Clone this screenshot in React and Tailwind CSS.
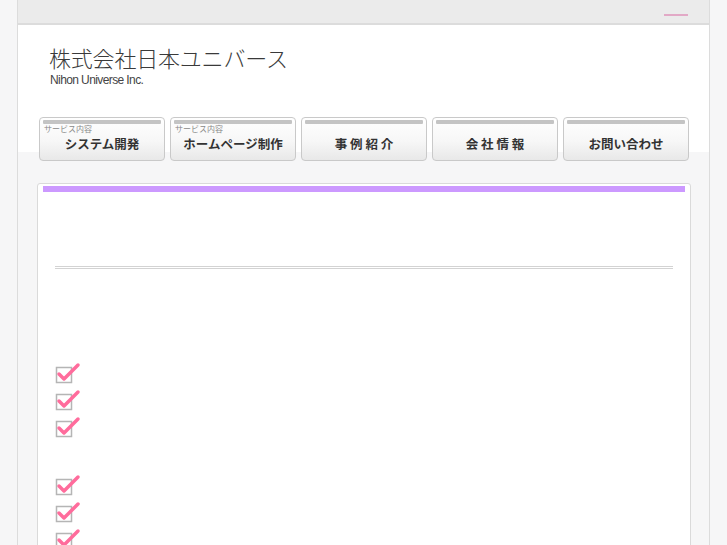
import React from "react";

const navItems = [
  { label: "システム開発", sub: "サービス内容" },
  { label: "ホームページ制作", sub: "サービス内容" },
  { label: "事 例 紹 介" },
  { label: "会 社 情 報" },
  { label: "お問い合わせ" },
];

const CheckMark = () => (
  <svg width="26" height="22" viewBox="0 0 26 22" className="block">
    <rect x="1.5" y="5.5" width="15" height="15" fill="#fff" stroke="#b5b5b5" strokeWidth="1.5" />
    <path d="M4 12 L9 17 L23 3" fill="none" stroke="#ff6c9c" strokeWidth="3.5" strokeLinecap="round" strokeLinejoin="round" />
  </svg>
);

const NavButton = ({ label, sub }) => (
  <div className="relative w-[126px] h-[44px] rounded-[4px] border border-[#c9c9c9] bg-[linear-gradient(to_bottom,#ffffff_0%,#f7f7f7_55%,#e8e8e8_100%)] px-[3px] pt-[2px]">
    <div className="h-[4px] bg-[#c4c4c4] rounded-[1px]" />
    {sub && (
      <div className="absolute left-[4px] top-[6px] text-[8px] leading-[9px] text-[#888]">{sub}</div>
    )}
    <div className="flex items-center justify-center h-[34px] pt-[4px] text-[12.5px] leading-[15px] font-bold text-[#333]">
      {label}
    </div>
  </div>
);

export default function App() {
  const groups = [[0, 1, 2], [3, 4, 5]];

  return (
    <div
      className="min-h-screen bg-[#f6f6f7] pl-[17px]"
      style={{ fontFamily: '"Noto Sans CJK JP", "Liberation Sans", sans-serif' }}
    >
      <div className="w-[693px] min-h-[545px] border-x border-[#dcdcdc]">
        {/* top band */}
        <div className="h-[25px] bg-[#ebebeb] border-b-2 border-[#dcdcdc] flex justify-end pr-[21px] pt-[14px]">
          <div className="w-[24px] h-[2px] bg-[#e2a9c6]" />
        </div>

        {/* logo */}
        <div className="bg-white h-[92px] pl-[31px] pt-[17px]">
          <div className="text-[22px] font-light leading-[30px] text-[#3a3a3a] tracking-[-0.2px]">株式会社日本ユニバース</div>
          <div
            className="text-[12px] leading-[14px] text-[#444] tracking-[-0.6px] mt-[1px] pl-[1px]"
            style={{ fontFamily: '"Liberation Sans", sans-serif' }}
          >
            Nihon Universe Inc.
          </div>
        </div>

        {/* nav */}
        <div className="flex gap-[5px] pl-[21px] h-[43px] bg-[linear-gradient(to_bottom,#ffffff_35px,#f6f6f7_35px)]">
          {navItems.map((item) => (
            <NavButton key={item.label} label={item.label} sub={item.sub} />
          ))}
        </div>

        {/* content */}
        <div className="pl-[19px] pt-[23px]">
          <div className="w-[654px] min-h-[400px] bg-white border border-[#dadada] rounded-[3px] px-[5px] pt-[2px]">
            <div className="h-[6px] bg-[#cc99ff]" />
            <div className="mx-[12px] mt-[74px] h-[3px] border-y border-[#d3d3d3]" />
            <div className="pl-[12px] pt-[93px] flex flex-col gap-[36px]">
              {groups.map((g, gi) => (
                <div key={gi} className="flex flex-col gap-[5px]">
                  {g.map((i) => (
                    <CheckMark key={i} />
                  ))}
                </div>
              ))}
            </div>
          </div>
        </div>
      </div>
    </div>
  );
}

WHAT THE TASK REQUIRES =>
Search the listing above for the string "React". Copy every line that contains it.

EXERCISE RESULT =>
Clone this screenshot in React and Tailwind CSS.
import React from "react";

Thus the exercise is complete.